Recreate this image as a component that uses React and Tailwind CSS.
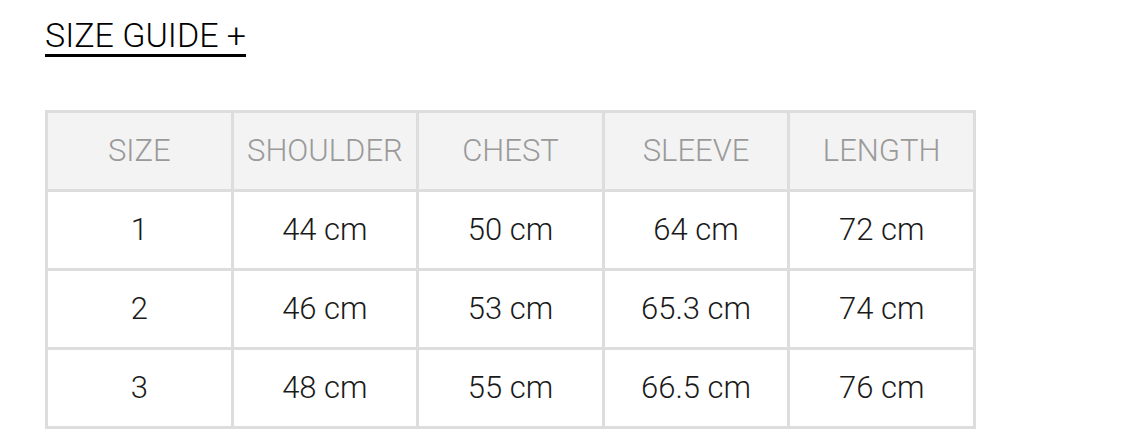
const HEAD = ['SIZE', 'SHOULDER', 'CHEST', 'SLEEVE', 'LENGTH'];
const ROWS = [
  ['1', '44 cm', '50 cm', '64 cm', '72 cm'],
  ['2', '46 cm', '53 cm', '65.3 cm', '74 cm'],
  ['3', '48 cm', '55 cm', '66.5 cm', '76 cm'],
];

export default function App() {
  return (
    <div className="min-h-screen bg-white px-[45px] pt-[17px] font-['Roboto',sans-serif] font-light">
      <button className="border-b-[3px] border-black pb-[1px] text-[34px] leading-[36px] text-black">
        SIZE GUIDE +
      </button>

      <table className="mt-[53px] w-[931px] table-fixed border-collapse border-[3px] border-[#dddddd] text-[31px]">
        <thead>
          <tr className="bg-[#f3f3f3]">
            {HEAD.map((h) => (
              <th key={h} className="h-[79px] border-[3px] border-[#dddddd] text-center font-light text-[#9a9a9a]">
                {h}
              </th>
            ))}
          </tr>
        </thead>
        <tbody>
          {ROWS.map((row, i) => (
            <tr key={i}>
              {row.map((c, j) => (
                <td key={j} className="h-[79px] border-[3px] border-[#dddddd] text-center text-[#1a1a1a]">
                  {c}
                </td>
              ))}
            </tr>
          ))}
        </tbody>
      </table>
    </div>
  );
}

-.-.-

Reproduce the material word for word, minus the images.

Recreate this image as a component that uses React and Tailwind CSS.
const HEAD = ['SIZE', 'SHOULDER', 'CHEST', 'SLEEVE', 'LENGTH'];
const ROWS = [
  ['1', '44 cm', '50 cm', '64 cm', '72 cm'],
  ['2', '46 cm', '53 cm', '65.3 cm', '74 cm'],
  ['3', '48 cm', '55 cm', '66.5 cm', '76 cm'],
];

export default function App() {
  return (
    <div className="min-h-screen bg-white px-[45px] pt-[17px] font-['Roboto',sans-serif] font-light">
      <button className="border-b-[3px] border-black pb-[1px] text-[34px] leading-[36px] text-black">
        SIZE GUIDE +
      </button>

      <table className="mt-[53px] w-[931px] table-fixed border-collapse border-[3px] border-[#dddddd] text-[31px]">
        <thead>
          <tr className="bg-[#f3f3f3]">
            {HEAD.map((h) => (
              <th key={h} className="h-[79px] border-[3px] border-[#dddddd] text-center font-light text-[#9a9a9a]">
                {h}
              </th>
            ))}
          </tr>
        </thead>
        <tbody>
          {ROWS.map((row, i) => (
            <tr key={i}>
              {row.map((c, j) => (
                <td key={j} className="h-[79px] border-[3px] border-[#dddddd] text-center text-[#1a1a1a]">
                  {c}
                </td>
              ))}
            </tr>
          ))}
        </tbody>
      </table>
    </div>
  );
}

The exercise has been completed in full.